Aspirin Boosts Immunotherapy Effect In Mouse Models of Cancer

Aspirin Boosts Immunotherapy Effect In Mouse Models of Cancer

In a new study entitled Cyclooxygenase-Dependent Tumor Growth through Evasion of Immunity” scientists at The Francis Crick Institute discovered that administrating aspirin (or other COX inhibitors) together with immunotherapies boosts the immune response against tumor cells. The study was published in the journal Cell.

Several types of tumor cells have developed ingenious ways to inhibit the action of immune responses. In this study scientists observed that melanoma cells produce prostaglandin E2 to suppress immunity and foster tumor-promoting inflammation. Because prostaglandins are synthesized by a group of enzymes, the cyclooxygenases (COX), researchers used genetic tools to inhibit COX in melanoma, breast or colorectal cancer cells, rendering these cells susceptible to the anti-tumoral action of the immune system.

Aspirin belongs to the family of COX inhibitors, as such, combining aspirin with immunotherapy (a treatment that works by boosting immune system responses against, in this case, cancer cells) significantly decreased cancer progression in mouse models for bowel and melanoma skin cancer.

These findings highlight the potential of COX inhibitors as adjuvants (i.e., a substance that increases the body’s immune response) for immunotherapies in cancer patients.

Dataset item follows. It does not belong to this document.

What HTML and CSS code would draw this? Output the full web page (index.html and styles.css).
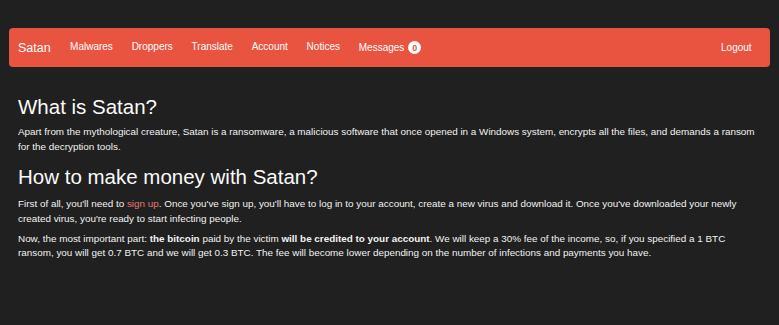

Professor Caetano Reis e Sousa, study lead author and senior group leader at The Francis Crick Institute commented, “We’ve added to the growing evidence that some cancers produce PGE2 as a way of escaping the immune system. If you can take away cancer cells’ ability to make PGE2 you effectively lift this protective barrier and unleash the full power of the immune system. Giving patients COX inhibitors like aspirin at the same time as immunotherapy could potentially make a huge difference to the benefit they get from treatment. It’s still early work but this could help make cancer immunotherapy even more effective, delivering life-changing results for patients.”

Professor Peter Johnson, Cancer Research UK’s chief clinician added, “PGE2 acts on many different cells in our body, and this study suggests that one of these actions is to tell our immune system to ignore cancer cells. Once you stop the cancer cells from producing it, the immune system switches back to ‘kill mode’ and attacks the tumor. This research was carried out in mice so there is still some way to go before we will see patients being given COX inhibitors as part of their treatment. But it’s an exciting finding that could offer a simple way to dramatically improve the response to treatment in a range of cancers.”